»»

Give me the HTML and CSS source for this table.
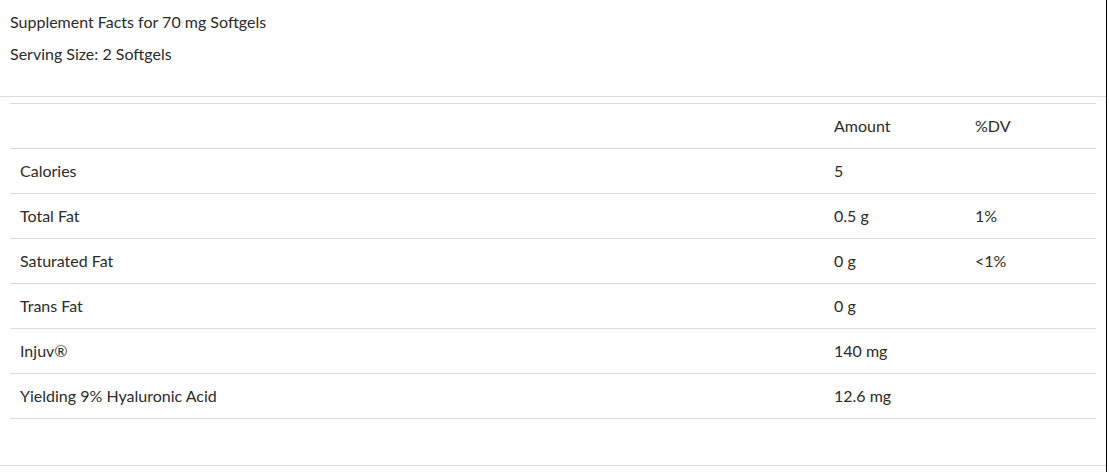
FILE: index.html
```html
<!DOCTYPE html>
<html lang="en">
<head>
<meta charset="utf-8">
<title>Supplement Facts</title>
<link rel="stylesheet" href="styles.css">
</head>
<body>
<div class="panel">
  <div class="facts-head">
    <p class="facts-title">Supplement Facts for 70 mg Softgels</p>
    <p class="facts-serving">Serving Size: 2 Softgels</p>
  </div>
  <div class="facts-body">
    <table class="facts-table">
      <thead>
        <tr><th class="c-name"></th><th class="c-amt">Amount</th><th class="c-dv">%DV</th></tr>
      </thead>
      <tbody>
        <tr><td>Calories</td><td>5</td><td></td></tr>
        <tr><td>Total Fat</td><td>0.5 g</td><td>1%</td></tr>
        <tr><td>Saturated Fat</td><td>0 g</td><td>&lt;1%</td></tr>
        <tr><td>Trans Fat</td><td>0 g</td><td></td></tr>
        <tr><td>Injuv®</td><td>140 mg</td><td></td></tr>
        <tr><td>Yielding 9% Hyaluronic Acid</td><td>12.6 mg</td><td></td></tr>
      </tbody>
    </table>
  </div>
</div>
</body>
</html>
```
FILE: styles.css
```css
html, body {
  margin: 0;
  padding: 0;
  background: #fff;
}
body {
  font-family: Lato, "Open Sans", Arial, sans-serif;
  font-size: 16px;
  color: #2b2b2b;
}
.panel {
  width: 1106px;
  height: 472px;
  border-right: 1px solid #000;
  box-sizing: content-box;
}
.facts-head {
  padding: 12px 10px 20px 10px;
  border-bottom: 1px solid #dcdcdc;
}
.facts-head p {
  margin: 0 0 12px 0;
  line-height: 20px;
}
.facts-body {
  padding: 6px 10px 46px 10px;
  border-bottom: 1px solid #dcdcdc;
}
.facts-table {
  width: 1086px;
  border-collapse: collapse;
  border-top: 1px solid #dcdcdc;
}
.facts-table th,
.facts-table td {
  text-align: left;
  font-weight: normal;
  padding: 0 10px;
  height: 44px;
  line-height: 20px;
  border-bottom: 1px solid #dcdcdc;
  vertical-align: middle;
}
.c-name { width: 794px; }
.c-amt { width: 121px; }
.c-dv { width: auto; }
```
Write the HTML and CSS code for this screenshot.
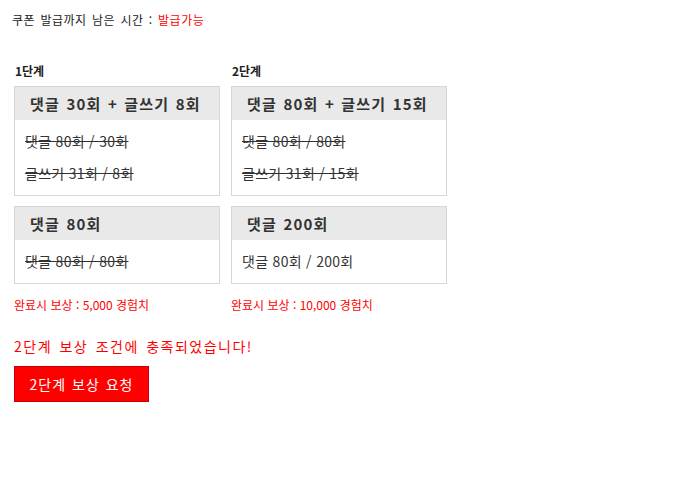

««

__PROBLEM STATEMENT__. Give the entries again word for word, but skip the pictures.

__TASK RESULT__.
Give me the HTML and CSS source for this table.
FILE: index.html
```html
<!DOCTYPE html>
<html lang="en">
<head>
<meta charset="utf-8">
<title>Supplement Facts</title>
<link rel="stylesheet" href="styles.css">
</head>
<body>
<div class="panel">
  <div class="facts-head">
    <p class="facts-title">Supplement Facts for 70 mg Softgels</p>
    <p class="facts-serving">Serving Size: 2 Softgels</p>
  </div>
  <div class="facts-body">
    <table class="facts-table">
      <thead>
        <tr><th class="c-name"></th><th class="c-amt">Amount</th><th class="c-dv">%DV</th></tr>
      </thead>
      <tbody>
        <tr><td>Calories</td><td>5</td><td></td></tr>
        <tr><td>Total Fat</td><td>0.5 g</td><td>1%</td></tr>
        <tr><td>Saturated Fat</td><td>0 g</td><td>&lt;1%</td></tr>
        <tr><td>Trans Fat</td><td>0 g</td><td></td></tr>
        <tr><td>Injuv®</td><td>140 mg</td><td></td></tr>
        <tr><td>Yielding 9% Hyaluronic Acid</td><td>12.6 mg</td><td></td></tr>
      </tbody>
    </table>
  </div>
</div>
</body>
</html>
```
FILE: styles.css
```css
html, body {
  margin: 0;
  padding: 0;
  background: #fff;
}
body {
  font-family: Lato, "Open Sans", Arial, sans-serif;
  font-size: 16px;
  color: #2b2b2b;
}
.panel {
  width: 1106px;
  height: 472px;
  border-right: 1px solid #000;
  box-sizing: content-box;
}
.facts-head {
  padding: 12px 10px 20px 10px;
  border-bottom: 1px solid #dcdcdc;
}
.facts-head p {
  margin: 0 0 12px 0;
  line-height: 20px;
}
.facts-body {
  padding: 6px 10px 46px 10px;
  border-bottom: 1px solid #dcdcdc;
}
.facts-table {
  width: 1086px;
  border-collapse: collapse;
  border-top: 1px solid #dcdcdc;
}
.facts-table th,
.facts-table td {
  text-align: left;
  font-weight: normal;
  padding: 0 10px;
  height: 44px;
  line-height: 20px;
  border-bottom: 1px solid #dcdcdc;
  vertical-align: middle;
}
.c-name { width: 794px; }
.c-amt { width: 121px; }
.c-dv { width: auto; }
```
Write the HTML and CSS code for this screenshot.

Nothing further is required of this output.